Lebanon prepares for Hariri court indictment
Lebanon's political and media spheres await the release of long-awaited indictments by the Special Tribunal for Lebanon (STL), which is probing the 2005 assassination of Lebanese Sunni former Prime Minister Rafik Hariri, Xinhua reported.
As-Safir newspaper, which is close to the March 8 alliance led by Shi'ite armed group Hezbollah, said in its front page story that Lebanon was affected by a flow of leaks about release of the indictments in Hariri's assassination.
The UN-backed court is widely expected to implicate Hezbollah in the massive assassination that claimed the lives of Hariri and 22 other people, arousing fears of Sunni-Shi'ite strife in the small eastern Mediterranean country. Hezbollah rejected the accusation and slammed the court as being politicized.
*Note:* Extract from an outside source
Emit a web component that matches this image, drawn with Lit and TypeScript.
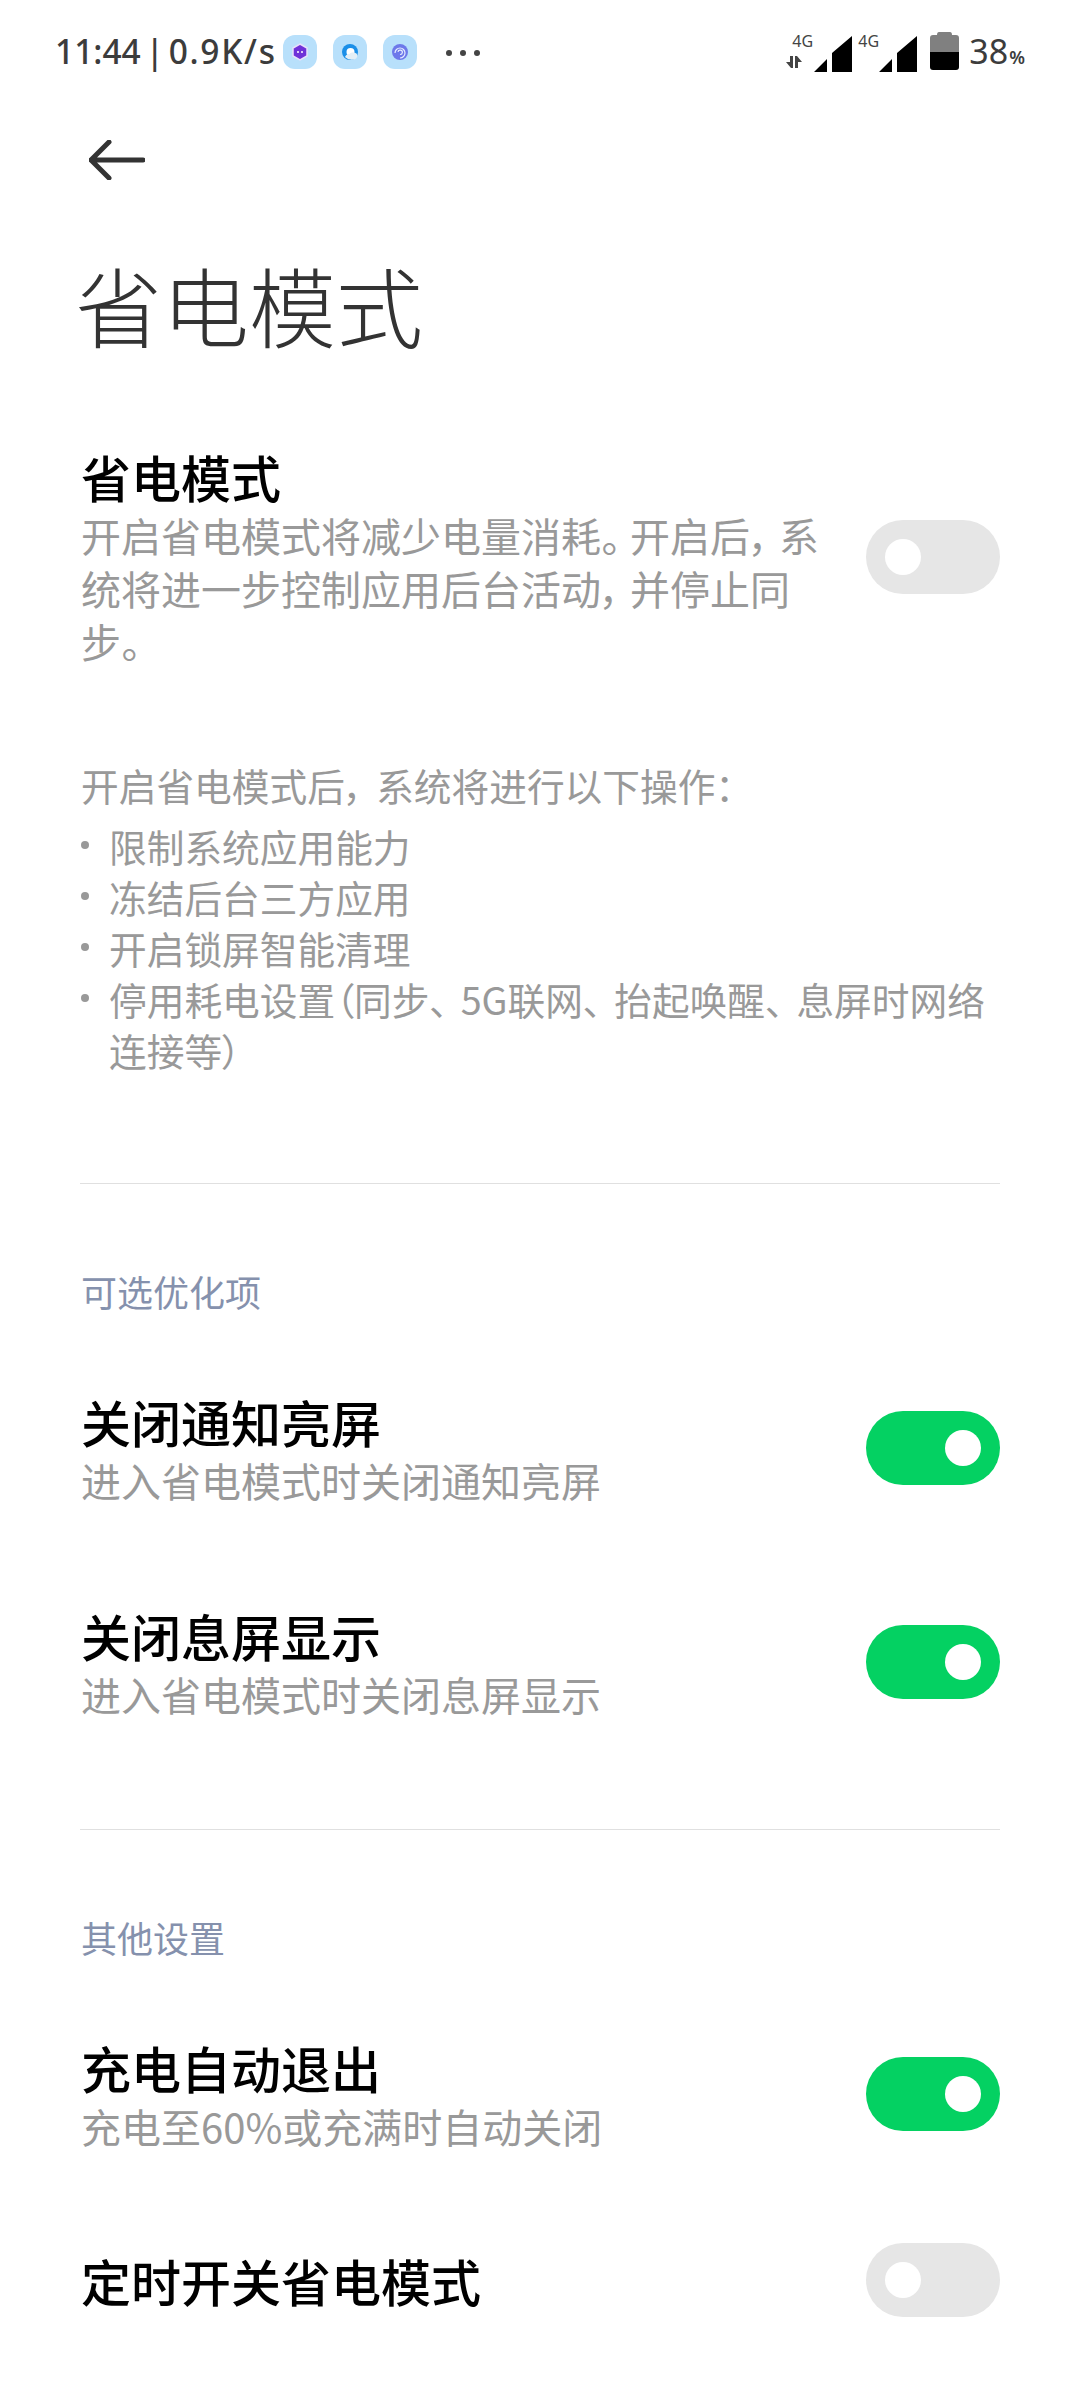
import { LitElement, html, css } from "lit";
import { customElement } from "lit/decorators.js";

const sw = (on: boolean) => html`<div class="sw ${on ? "on" : ""}"><i></i></div>`;
const signal = html`<svg class="sig" width="38" height="36" viewBox="0 0 38 36"><path d="M0 36 L13 23 V36Z M18 36 V17 L38 0 V36Z" fill="#000"/></svg>`;
const p = (c: string) => html`<span class="p">${c}</span>`;

@customElement("app-root")
export class AppRoot extends LitElement {
  static styles = css`
    :host { display: block; width: 1080px; height: 2400px; background: #fff; overflow: hidden;
      font-family: "Noto Sans CJK SC", "Noto Sans", sans-serif; color: #000; }
    .status { height: 104px; box-sizing: border-box; padding: 32px 55px 0 55px; display: flex; align-items: flex-start; }
    .time { font: 500 33.5px/38px "Noto Sans", sans-serif; color: #3c3c3c; width: 228px; white-space: nowrap; word-spacing: -4px; }
    .time b { font-weight: 500; letter-spacing: 1.7px; }
    .nicons { display: flex; gap: 16px; }
    .nic { width: 34px; height: 34px; border-radius: 12px; background: #b8e0fb; display: flex; align-items: center; justify-content: center; margin-top: 3px; }
    .dots { display: flex; gap: 8px; margin: 18px 0 0 29px; }
    .dots i { width: 6px; height: 6px; border-radius: 50%; background: #444; }
    .right { margin-left: auto; display: flex; align-items: flex-start; }
    .net { position: relative; width: 66px; height: 72px; display: flex; justify-content: flex-end; }
    .net.b { width: 65px; }
    .net span { position: absolute; top: 1px; left: 6px; font: 400 16px/16px "Noto Sans", sans-serif; color: #444; }
    .arrows { position: absolute; left: 0; top: 24px; }
    .sig { margin-top: 4px; }
    .bat { margin: 0 0 0 13px; }
    .pct { font: 400 34px/38px "Noto Sans", sans-serif; color: #3c3c3c; margin-left: 10px; white-space: nowrap; }
    .pct small { font-size: 18px; font-weight: 600; margin-left: 1px; }
    .back { padding: 36px 0 0 89px; height: 60px; }
    .back svg { display: block; }
    h1 { margin: 50px 0 0 75px; font-size: 87px; font-weight: 300; line-height: 108px; color: #333; }
    .row { display: flex; align-items: center; padding: 49px 80px 49px 81px; justify-content: space-between; }
    .row.single { padding-top: 41px; padding-bottom: 41px; }
    .txt { width: 745px; }
    .t { font-size: 50px; font-weight: 500; line-height: 60px; white-space: nowrap; }
    .s { font-size: 40px; line-height: 53px; color: #999; margin-top: 3px; font-feature-settings: "palt"; }
    .p { margin-right: 9px; }
    .sw { flex: none; width: 134px; height: 74px; border-radius: 37px; background: #e6e6e6; position: relative; }
    .sw i { position: absolute; top: 19px; left: 19px; width: 36px; height: 36px; border-radius: 50%; background: #fff; }
    .sw.on { background: #04d162; }
    .sw.on i { left: auto; right: 19px; }
    .sub .sw { margin-bottom: 2px; }
    .first { margin-top: 39px; }
    .intro { margin: 42px 80px 0 81px; font-size: 37.7px; line-height: 51px; color: #999; font-feature-settings: "palt"; }
    .intro .p { margin-right: 12.5px; }
    ul { list-style: none; margin: 10px 0 0; padding: 0; }
    li { position: relative; padding-left: 28px; }
    li::before { content: ""; position: absolute; left: 0; top: 21px; width: 8px; height: 8px; border-radius: 50%; background: #999; }
    .rule { height: 1px; background: #e0e0e0; margin: 108px 80px 0; }
    .rule.tight { margin-top: 59px; }
    .head { margin: 82px 0 26px 81px; font-size: 36px; line-height: 50px; color: #8591ad; }
  `;
  render() {
    return html`
      <div class="status">
        <div class="time">11:44 | <b>0.9K/s</b></div>
        <div class="nicons">
          <div class="nic"><svg width="18" height="18" viewBox="0 0 18 18"><path d="M9 1 L16 5 V13 L9 17 L2 13 V5Z" fill="#6f32d8" stroke="#e8e0fb" stroke-width="1.5"/><circle cx="7" cy="9" r="1" fill="#fff"/><circle cx="11" cy="9" r="1" fill="#fff"/></svg></div>
          <div class="nic"><svg width="18" height="18" viewBox="0 0 18 18"><circle cx="9" cy="9" r="8" fill="#1b8fe8"/><circle cx="9.5" cy="9" r="4" fill="#fff"/><path d="M4 14c1-2.5 3-3 4.500-3 1-2 5-2 7-.5 1 1 1 3 0 4.500-1.500 2-7 3-11.500-1z" fill="#e4eff6"/></svg></div>
          <div class="nic"><svg width="18" height="18" viewBox="0 0 18 18"><circle cx="9" cy="9" r="8" fill="#6d78ea"/><path d="M4 10a5 5 0 1 1 5 5M7 9a2.200 2.200 0 1 1 2 2.500" fill="none" stroke="#e6ecff" stroke-width="1.200"/></svg></div>
        </div>
        <div class="dots"><i></i><i></i><i></i></div>
        <div class="right">
          <div class="net"><span>4G</span>
            <svg class="arrows" width="16" height="12" viewBox="0 0 16 12"><path d="M0 6 L4 6 V0 H7 V12 H5Z M9 0 H11 L16 6 H12 V12 H9Z" fill="#444"/></svg>
            ${signal}</div>
          <div class="net b"><span>4G</span>${signal}</div>
          <svg class="bat" width="29" height="38" viewBox="0 0 29 38"><path d="M9 0 H20 Q22 0 22 3 H26 Q29 3 29 6 V20 H0 V6 Q0 3 3 3 H7 Q7 0 9 0Z" fill="#808080"/><path d="M0 20 H29 V35 Q29 38 26 38 H3 Q0 38 0 35Z" fill="#000"/></svg>
          <div class="pct">38<small>%</small></div>
        </div>
      </div>
      <div class="back"><svg width="56" height="40" viewBox="0 0 56 40"><path d="M20 2 L2 20 L20 38 M2 20 H54" fill="none" stroke="#333" stroke-width="5" stroke-linecap="round" stroke-linejoin="round"/></svg></div>
      <h1>省电模式</h1>
      <div class="row first">
        <div class="txt"><div class="t">省电模式</div><div class="s">开启省电模式将减少电量消耗${p("。")}开启后${p("，")}系统将进一步控制应用后台活动${p("，")}并停止同步。</div></div>
        ${sw(false)}
      </div>
      <div class="intro">开启省电模式后${p("，")}系统将进行以下操作：
        <ul>
          <li>限制系统应用能力</li>
          <li>冻结后台三方应用</li>
          <li>开启锁屏智能清理</li>
          <li>停用耗电设置（同步${p("、")}5G联网${p("、")}抬起唤醒${p("、")}息屏时网络连接等）</li>
        </ul>
      </div>
      <div class="rule"></div>
      <div class="head">可选优化项</div>
      <div class="row sub"><div class="txt"><div class="t">关闭通知亮屏</div><div class="s">进入省电模式时关闭通知亮屏</div></div>${sw(true)}</div>
      <div class="row sub"><div class="txt"><div class="t">关闭息屏显示</div><div class="s">进入省电模式时关闭息屏显示</div></div>${sw(true)}</div>
      <div class="rule tight"></div>
      <div class="head">其他设置</div>
      <div class="row sub"><div class="txt"><div class="t">充电自动退出</div><div class="s">充电至60%或充满时自动关闭</div></div>${sw(true)}</div>
      <div class="row single"><div class="txt"><div class="t">定时开关省电模式</div></div>${sw(false)}</div>
    `;
  }
}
A spokesperson for the Netherlands-based tribunal told Lebanon' s English-language newspaper The Daily Star that the indictment was being worked upon and would be issued independent from events in Lebanon.
Lebanon's newly announced government, which is headed by telecom tycoon Najib Mikati and dominated by the Hezbollah-led March 8 coalition, is still debating how to deal with the controversial STL clause in its policy statement.
In a telephone call with the Al-Mustaqbal newspaper, which is owned by Hariri's son former Prime Minister Saad Hariri, Lebanon's State Prosecutor Saeed Mirza denied receiving anything related to the STL indictments, stressing that in line with the agreement with the STL, Lebanon is the first to receive a copy of the verdict.
Mirza had met Monday with Secretary General of the Lebanese Premiership Suheil Bouji, to inform him of the procedures the government should take once the STL indictments are released.
Saudi dailies Ash-Sharq al-Awsat and Al-Hayat published reports on Monday, suggesting that the STL indictments are due in the next couple of days.
Citing well-informed sources, Ash-Sharq al-Awsat said that the indictment would name five Hezbollah members, confirming earlier report that the divisive court was planning to point the finger at members of Hezbollah.